*** Table 6.1 in W&B book: ORDERED MULTINOMIAL LOGIT EXAMPLE: CHOICE OF SECONDARY SCHOOL
* This is a ordered multinomial problem. This program reproduces Table 6.1 in the
* W&B textbook. The regressors in this problem are case-specific only.
* Read in dataset and describe dependent variable and regressors.
use c:\data\school.dta, clear
describe
* Summarize dependent variable and regressors
summarize, separator(0)
* Tabulate the dependent variable
tabulate school
* Table of log of income by school
table school, contents(N linc mean linc sd linc)
* Table of mother's education by school
table school, contents(N motheduc mean motheduc sd motheduc)
********** Table 6.1 in W&B ORDERED MULTINOMIAL LOGIT/PROBIT MODEL OF SCHOOL CHOICE
* Creation of year dummies
generate d95 = (year == 1995)
generate d96 = (year == 1996)
generate d97 = (year == 1997)
generate d98 = (year == 1998)
generate d99 = (year == 1999)
generate d00 = (year == 2000)
generate d01 = (year == 2001)
generate d02 = (year == 2002)
* Create full time dummy for mother's employment. 1 = full time employment
* 0 = otherwise.
* Creat Work dummy if mother works at all or is not employed. 1 = employed
* (either full-time or part-time), 0 = otherwise.
generate mothftime = (mothemp == 1)
generate mothwork = (mothemp < 3)
* The Ordered Probit results reported in Table 6.1 in W and B
* Remember the or option is not applicable to Ordered Probit
oprobit school motheduc mothwork linc lsize parity d95 d96 d97 d98 d99 d00 d01 d02
* The Ordered Logit results reported in Table 6.1 in W and B
ologit school motheduc mothwork linc lsize parity d95 d96 d97 d98 d99 d00 d01 d02
* The or version of the report of coefficients (not in Table 6.1) with the
* accompanying Brant command to test the Single Index (Parallel Regressions)
* assumption. We see that the assumption of a Single Index is supported by the
* Brant test of the data. See the Likelihood Ratio test of the Single Index
* assumption at the end of this program.
ologit school motheduc mothwork linc lsize parity d95 d96 d97 d98 d99 d00 d01 d02, or
brant, detail
* Predict probabilities of choice of each mode and compare to actual freqs
predict pologit1 pologit2 pologit3, pr
summarize pologit*, separator(3)
* List predicted values of alternatives for first 10 observations
list pologit* in 1/10
* Create Classification Table and get accuracy rate
egen pred_max = rowmax(pologit*)
generate pred_choice = .
forv i=1/3 {
replace pred_choice = `i' if (pred_max == pomlogit`i')
}
local school_label: value label school
label values pred_choice `school_label'
tabulate pred_choice school
* Accuracy rate = (107 + 46 + 215)/675 = 0.545
* In comparison, the accuracy rate that one would expect from naively classifying
* using the majority class (Gymnasium) would be 41.04% accuracy on average.
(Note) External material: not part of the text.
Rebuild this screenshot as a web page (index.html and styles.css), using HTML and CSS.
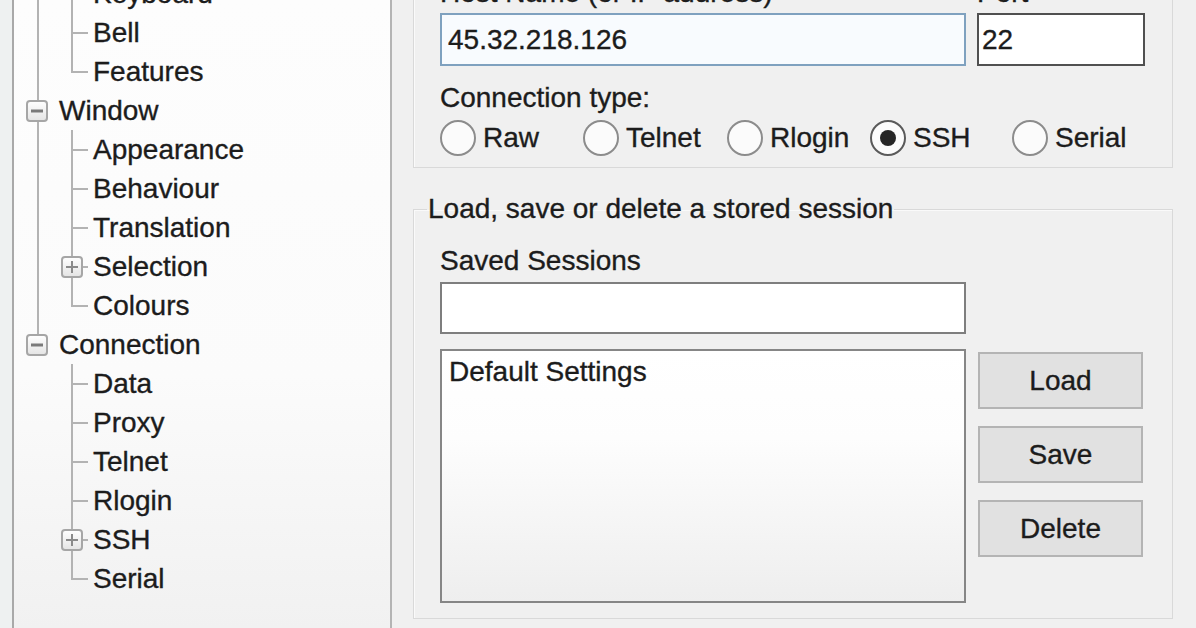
FILE: index.html
```html
<!DOCTYPE html>
<html lang="en">
<head>
<meta charset="utf-8">
<title>PuTTY Configuration</title>
<link rel="stylesheet" href="styles.css">
</head>
<body>
<div class="window">
  <nav class="tree">
    <div class="tree-list">
      <div class="row"><span class="ga v"></span><span class="gb tee"></span><span class="lbl">Keyboard</span></div>
      <div class="row"><span class="ga v"></span><span class="gb tee"></span><span class="lbl">Bell</span></div>
      <div class="row"><span class="ga v"></span><span class="gb ell"></span><span class="lbl">Features</span></div>
      <div class="row"><span class="ga v"><svg class="exp" viewBox="0 0 22 22"><defs><linearGradient id="eg1" x1="0" y1="0" x2="0" y2="1"><stop offset="0" stop-color="#ffffff"/><stop offset="1" stop-color="#e4e4e4"/></linearGradient></defs><rect x="1" y="1" width="20" height="20" rx="3" fill="url(#eg1)" stroke="#a6a6a6" stroke-width="2"/><path d="M5 11h12" stroke="#7a7a7a" stroke-width="3"/></svg></span><span class="lbl">Window</span></div>
      <div class="row"><span class="ga v"></span><span class="gb tee"></span><span class="lbl">Appearance</span></div>
      <div class="row"><span class="ga v"></span><span class="gb tee"></span><span class="lbl">Behaviour</span></div>
      <div class="row"><span class="ga v"></span><span class="gb tee"></span><span class="lbl">Translation</span></div>
      <div class="row"><span class="ga v"></span><span class="gb tee"><svg class="exp" viewBox="0 0 22 22"><rect x="1" y="1" width="20" height="20" rx="3" fill="url(#eg1)" stroke="#a6a6a6" stroke-width="2"/><path d="M5 11h12M11 5v12" stroke="#8a8a8a" stroke-width="2"/></svg></span><span class="lbl">Selection</span></div>
      <div class="row"><span class="ga v"></span><span class="gb ell"></span><span class="lbl">Colours</span></div>
      <div class="row"><span class="ga vtop"><svg class="exp" viewBox="0 0 22 22"><rect x="1" y="1" width="20" height="20" rx="3" fill="url(#eg1)" stroke="#a6a6a6" stroke-width="2"/><path d="M5 11h12" stroke="#7a7a7a" stroke-width="3"/></svg></span><span class="lbl">Connection</span></div>
      <div class="row"><span class="ga"></span><span class="gb tee"></span><span class="lbl">Data</span></div>
      <div class="row"><span class="ga"></span><span class="gb tee"></span><span class="lbl">Proxy</span></div>
      <div class="row"><span class="ga"></span><span class="gb tee"></span><span class="lbl">Telnet</span></div>
      <div class="row"><span class="ga"></span><span class="gb tee"></span><span class="lbl">Rlogin</span></div>
      <div class="row"><span class="ga"></span><span class="gb tee"><svg class="exp" viewBox="0 0 22 22"><rect x="1" y="1" width="20" height="20" rx="3" fill="url(#eg1)" stroke="#a6a6a6" stroke-width="2"/><path d="M5 11h12M11 5v12" stroke="#8a8a8a" stroke-width="2"/></svg></span><span class="lbl">SSH</span></div>
      <div class="row"><span class="ga"></span><span class="gb ell"></span><span class="lbl">Serial</span></div>
    </div>
  </nav>

  <main class="panel">
    <section class="group host-group">
      <div class="field-labels">
        <span class="host-col">Host Name (or IP address)</span>
        <span class="port-col">Port</span>
      </div>
      <div class="fields">
        <div class="input host-input host-col">45.32.218.126</div>
        <div class="input port-input port-col">22</div>
      </div>
      <div class="ctype">Connection type:</div>
      <div class="radios">
        <label class="radio"><span class="dot"></span>Raw</label>
        <label class="radio"><span class="dot"></span>Telnet</label>
        <label class="radio"><span class="dot"></span>Rlogin</label>
        <label class="radio"><span class="dot checked"></span>SSH</label>
        <label class="radio"><span class="dot"></span>Serial</label>
      </div>
    </section>

    <fieldset class="group sessions">
      <legend>Load, save or delete a stored session</legend>
      <div class="sess-body">
        <div class="sess-label">Saved Sessions</div>
        <div class="input sess-input"></div>
        <div class="sess-row">
          <div class="listbox">Default Settings</div>
          <div class="buttons">
            <div class="btn">Load</div>
            <div class="btn">Save</div>
            <div class="btn">Delete</div>
          </div>
        </div>
      </div>
    </fieldset>
  </main>
</div>
</body>
</html>
```

FILE: styles.css
```css
* { box-sizing: border-box; }

html, body {
  margin: 0;
  padding: 0;
  width: 1196px;
  height: 628px;
  overflow: hidden;
}

body {
  font-family: "Liberation Sans", Arial, sans-serif;
  font-size: 28px;
  color: #1c1c1c;
  -webkit-text-stroke: 0.35px #1c1c1c;
  background: #f0f0f0;
}

.window {
  display: flex;
  width: 1196px;
  height: 628px;
  background: linear-gradient(90deg, #eef1f1 0, #eef1f1 13px, #f0f0f0 13px);
}

/* ---------- tree ---------- */
.tree {
  margin-left: 12px;
  width: 380px;
  height: 628px;
  border-left: 2px solid #a9a9a9;
  border-right: 2px solid #b4b4b4;
  background: linear-gradient(180deg, #fdfdfd 0%, #fbfbfb 60%, #f1f1f1 100%);
  overflow: hidden;
}

.tree-list {
  margin-top: -26px;
}

.row {
  display: flex;
  align-items: center;
  height: 39px;
}

.ga {
  flex: none;
  width: 45px;
  height: 39px;
  display: flex;
  align-items: center;
}

.ga .exp {
  margin-left: 12px;
}

.ga.v {
  background: linear-gradient(#b3b3b3, #b3b3b3) 23px 0 / 2px 100% no-repeat;
}

.ga.vtop {
  background: linear-gradient(#b3b3b3, #b3b3b3) 23px 0 / 2px 20px no-repeat;
}

.gb {
  flex: none;
  width: 34px;
  height: 39px;
  display: flex;
  align-items: center;
}

.gb .exp {
  margin-left: 2px;
}

.gb.tee {
  background:
    linear-gradient(#b3b3b3, #b3b3b3) 12px 0 / 2px 100% no-repeat,
    linear-gradient(#b3b3b3, #b3b3b3) 12px 19px / 17px 2px no-repeat;
}

.gb.ell {
  background:
    linear-gradient(#b3b3b3, #b3b3b3) 12px 0 / 2px 21px no-repeat,
    linear-gradient(#b3b3b3, #b3b3b3) 12px 19px / 17px 2px no-repeat;
}

.exp {
  width: 22px;
  height: 22px;
  display: block;
}

.lbl {
  line-height: 39px;
  white-space: nowrap;
}

/* ---------- right panel ---------- */
.panel {
  flex: 1;
  padding-left: 21px;
  display: flex;
  flex-direction: column;
}

.group {
  width: 760px;
  border: 1px solid #d9d9d9;
  box-shadow: inset 1px 1px 0 #fafafa;
}

.host-group {
  margin-top: -60px;
  padding: 36px 0 11px 26px;
}

.field-labels,
.fields {
  display: flex;
}

.field-labels {
  height: 32px;
  line-height: 32px;
  margin-bottom: 4px;
  white-space: nowrap;
}

.host-col { width: 526px; }
.port-col { width: 168px; margin-left: 11px; }

.input {
  height: 53px;
  line-height: 49px;
  padding-left: 6px;
  background: #fff;
  border: 2px solid #7e7e7e;
  white-space: nowrap;
}

.host-input {
  border-color: #7fa1bf;
  background: #f8fbfe;
}

.port-input {
  border-color: #505050;
  padding-left: 3px;
}

.ctype {
  margin-top: 16px;
  height: 32px;
  line-height: 32px;
}

.radios {
  margin-top: 6px;
  height: 36px;
  display: grid;
  grid-template-columns: 143px 144px 143px 142px auto;
}

.radio {
  display: flex;
  align-items: center;
  white-space: nowrap;
}

.dot {
  flex: none;
  width: 36px;
  height: 36px;
  margin-right: 7px;
  border: 2px solid #8c8c8c;
  border-radius: 50%;
  background: #fbfbfb;
  display: flex;
  align-items: center;
  justify-content: center;
}

.dot.checked {
  border-color: #5a5a5a;
}

.dot.checked::after {
  content: "";
  width: 16px;
  height: 16px;
  border-radius: 50%;
  background: #262626;
}

/* ---------- sessions ---------- */
.sessions {
  margin: 25px 0 0 0;
  padding: 20px 0 15px 13px;
  min-width: 0;
}

.sessions legend {
  padding: 0 1px;
  line-height: 32px;
  white-space: nowrap;
}

.sess-body {
  margin-left: 13px;
}

.sess-label {
  height: 32px;
  line-height: 32px;
}

.sess-input {
  margin-top: 5px;
  width: 526px;
  height: 52px;
}

.sess-row {
  margin-top: 15px;
  display: flex;
  align-items: flex-start;
}

.listbox {
  width: 526px;
  height: 254px;
  padding: 5px 7px;
  line-height: 32px;
  border: 2px solid #868686;
  background: linear-gradient(180deg, #ffffff 0%, #fdfdfd 35%, #eeeeee 100%);
}

.buttons {
  margin-left: 12px;
  padding-top: 3px;
  display: flex;
  flex-direction: column;
  gap: 17px;
}

.btn {
  width: 165px;
  height: 57px;
  line-height: 53px;
  text-align: center;
  background: #e1e1e1;
  border: 2px solid #b4b4b4;
}
```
* See the previous tabulation result for the dependent variable - school.
* Thus, the current ologit classifier is providing a LIFT of 54.5/41.04 = 1.328.
* Recall the below calculation of the lift of the unordered MNL model reported
* in the program Table5_1_WandB.do.
* The Lift Ratios are about the same whether unordered or ordered.
* Of course we have not generated a classification table using the generalized
* ordered logit (gologit2). But the Brant test indicates that this is not
* necessary.
* Accuracy rate = (113 + 49 + 208)/675 = 0.548
* In comparison, the accuracy rate that one would expect from naively classifying
* using the majority class (Gymnasium) would be 41.04% accuracy on average.
* See the previous tabulation result for the dependent variable - school.
* Thus, the current mlogit classifier is providing a LIFT of 54.8/41.04 = 1.335.
* As an alternative to the Brant test we could do a likelihood ratio test
* using the generalized ordered logit model. If the restriction that the
* single index model is appropriate we should get a high probability value
* for the Likelihood ratio test.
gologit2 school motheduc mothwork linc lsize parity d95 d96 d97 d98 d99 d00 d01 d02
* With OR report
gologit2 school motheduc mothwork linc lsize parity d95 d96 d97 d98 d99 d00 d01 d02, or
* Now for the computation of the Likelihood Ratio test of the Single Index hypothesis.
* From the Ordered Logit model above we have a log likelihood value of -630.1549.
* This is the restricted model that imposes the Single Index assumption.
* From the above Generalized Ordered Logit model we obtain the log likelihood
* value of -622.32471. This represents the fit of the unrestricted model because
* we are not imposing the Single Index assumption. Then the likelihood ratio
* statistic is -2log(lambda) = -2(logl(restricted model) - logl(unrestricted model))
* = -2(-630.1549 -(-622.32471)) = -2(-7.83019) = 15.66038.
* The number of degrees of freedom of the chi-square test is 28 - 15 = 13
* where the number of parameters in the unrestricted model (gologit2) is 28
* while the number of parameters in the restricted model (ologit) is 15.
* It follows that the p-value associated with the observed statistic of
* 15.66038 is 0.267957 > 0.05. Therefore we accept the null hypothesis of a
* Single Index. You can use the EXCEL function chisq.dist.rt to obtain
* this probability value. Therefore, we see that the Brant and
* Likelihood Ratio tests give the same result. The Single Index model
* (ologit) is to be preferred. That is, the Ordered Logit model, in this
* case, is to be preferred over the Generalized Ordered Logit model.